While international travel has been a significant part of Frum’s career, his schedule these days keeps him mostly in Canada and the United States, with frequent visits to Toronto and his home in Prince Edward County. Along with being one of the most influential thinkers on conservative politics during the past 20 years, the author and former speechwriter for George W. Bush has become an unofficial ambassador for his homeland.
CNN Analyst David Frum Talks Travel
He and his wife, acclaimed journalist Danielle Crittenden, host their friends from Washington, D.C., and elsewhere, introducing them to the wines from the Ontario region known for its vineyards, boutique shops, and easy-going lifestyle.
“Prince Edward County in the United States is not very well known, unlike Muskoka, which has an international reputation. It is very much a local treasure,” Frum says of the county that is south of Kingston and about 200 kilometres northeast of Toronto. “You can bicycle through high grasses and through fields of lavender, and it feels like the south of France.”
While convincing Americans of that fact may be a challenge, Prince Edward County is indicative of the broader appeal of Canada.
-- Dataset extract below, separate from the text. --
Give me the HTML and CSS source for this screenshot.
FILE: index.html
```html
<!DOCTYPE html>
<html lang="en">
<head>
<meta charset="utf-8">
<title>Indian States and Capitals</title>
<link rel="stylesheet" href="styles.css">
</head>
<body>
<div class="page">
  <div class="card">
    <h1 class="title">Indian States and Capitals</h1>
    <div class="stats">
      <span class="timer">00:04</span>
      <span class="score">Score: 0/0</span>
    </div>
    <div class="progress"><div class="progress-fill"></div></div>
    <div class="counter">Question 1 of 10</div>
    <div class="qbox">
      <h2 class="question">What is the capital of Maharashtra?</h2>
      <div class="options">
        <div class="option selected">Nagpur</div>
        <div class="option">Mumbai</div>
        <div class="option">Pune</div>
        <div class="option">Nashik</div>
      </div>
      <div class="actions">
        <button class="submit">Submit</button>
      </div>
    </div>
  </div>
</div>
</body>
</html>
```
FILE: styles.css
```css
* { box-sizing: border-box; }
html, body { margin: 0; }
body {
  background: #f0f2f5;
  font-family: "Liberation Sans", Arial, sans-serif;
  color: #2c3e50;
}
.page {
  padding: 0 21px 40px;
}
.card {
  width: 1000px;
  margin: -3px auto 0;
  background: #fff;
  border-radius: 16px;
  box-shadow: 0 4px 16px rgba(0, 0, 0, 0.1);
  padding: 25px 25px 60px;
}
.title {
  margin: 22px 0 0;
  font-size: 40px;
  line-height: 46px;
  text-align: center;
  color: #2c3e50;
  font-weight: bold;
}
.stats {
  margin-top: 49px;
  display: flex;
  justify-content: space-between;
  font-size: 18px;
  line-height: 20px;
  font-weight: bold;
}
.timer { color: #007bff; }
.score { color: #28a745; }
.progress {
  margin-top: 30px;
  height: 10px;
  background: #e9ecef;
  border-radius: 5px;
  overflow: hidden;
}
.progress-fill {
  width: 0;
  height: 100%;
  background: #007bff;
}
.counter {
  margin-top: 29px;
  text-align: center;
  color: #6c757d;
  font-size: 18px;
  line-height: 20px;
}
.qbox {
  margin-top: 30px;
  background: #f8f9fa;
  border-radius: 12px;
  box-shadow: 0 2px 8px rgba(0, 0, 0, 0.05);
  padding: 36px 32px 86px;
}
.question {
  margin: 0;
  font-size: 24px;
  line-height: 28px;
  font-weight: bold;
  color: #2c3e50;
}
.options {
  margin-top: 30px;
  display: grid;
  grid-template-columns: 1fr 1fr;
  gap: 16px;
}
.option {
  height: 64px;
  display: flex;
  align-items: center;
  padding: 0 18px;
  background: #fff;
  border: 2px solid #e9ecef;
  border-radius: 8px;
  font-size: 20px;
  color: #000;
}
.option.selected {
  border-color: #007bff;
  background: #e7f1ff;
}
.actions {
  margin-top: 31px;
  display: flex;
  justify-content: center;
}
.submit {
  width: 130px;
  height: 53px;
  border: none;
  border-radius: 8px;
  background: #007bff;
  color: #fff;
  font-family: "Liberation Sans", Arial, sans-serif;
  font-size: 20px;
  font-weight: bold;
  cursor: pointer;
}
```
It is more upscale than visitors might expect and has expanded during recessionary times, when so many other places were forced to contract.
“Canada is very much in style right now,” Frum says. “Having one of the most successful experiences through this global economic downturn, a lot of people in America are curious as to how Canada has done it.”
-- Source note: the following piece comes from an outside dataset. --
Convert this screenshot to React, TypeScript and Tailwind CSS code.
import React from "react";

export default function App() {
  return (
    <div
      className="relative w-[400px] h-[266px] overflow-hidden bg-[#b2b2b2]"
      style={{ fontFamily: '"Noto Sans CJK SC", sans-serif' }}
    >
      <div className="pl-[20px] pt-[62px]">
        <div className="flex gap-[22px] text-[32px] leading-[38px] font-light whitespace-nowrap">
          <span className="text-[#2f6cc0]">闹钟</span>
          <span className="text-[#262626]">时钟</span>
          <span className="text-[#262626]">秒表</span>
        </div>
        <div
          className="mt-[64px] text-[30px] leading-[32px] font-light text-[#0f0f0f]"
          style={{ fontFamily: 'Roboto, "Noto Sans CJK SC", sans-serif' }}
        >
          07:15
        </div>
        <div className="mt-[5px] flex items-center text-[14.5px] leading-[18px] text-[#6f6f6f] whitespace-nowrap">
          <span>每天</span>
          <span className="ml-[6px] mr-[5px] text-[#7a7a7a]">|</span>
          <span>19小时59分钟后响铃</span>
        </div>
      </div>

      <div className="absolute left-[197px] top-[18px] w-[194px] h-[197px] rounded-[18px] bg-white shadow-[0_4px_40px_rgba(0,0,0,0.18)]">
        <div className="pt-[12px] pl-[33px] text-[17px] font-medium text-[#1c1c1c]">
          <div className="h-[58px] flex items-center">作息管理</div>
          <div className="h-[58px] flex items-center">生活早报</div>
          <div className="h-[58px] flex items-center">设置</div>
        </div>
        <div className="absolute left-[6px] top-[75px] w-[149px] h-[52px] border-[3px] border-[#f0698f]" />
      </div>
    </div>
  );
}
Like many business travellers, Frum doesn’t have much leisure time in the destinations he visits. As he says, he tends to go from one aluminum tube (re: airplane) to a box (automobile) to “a hotel that is one of the hotels that I always stay at” and then he attends his conference that’s often hosted at the hotel and after a day or two he is at the airport again.
“You get back into the aluminum tube and you go home and people ask you how was name of city and you say, ‘I have no idea. I was barely there.’ But sometimes you get to do some pretty interesting things,” he notes.
That’s particularly true in Toronto, a city where Frum was born and where his mother, Barbara Frum, made her mark as a broadcaster for CBC. He names Philospher’s Walk, a lovely path on the University of Toronto campus, as one of his favourite spots, along with the Park Hyatt in Yorkville.
“There was a time when this was the heart of literary Toronto,” he says of the hotel and in particular its famed rooftop bar. “Literary Toronto has now moved but the bar is still there and it is very popular.”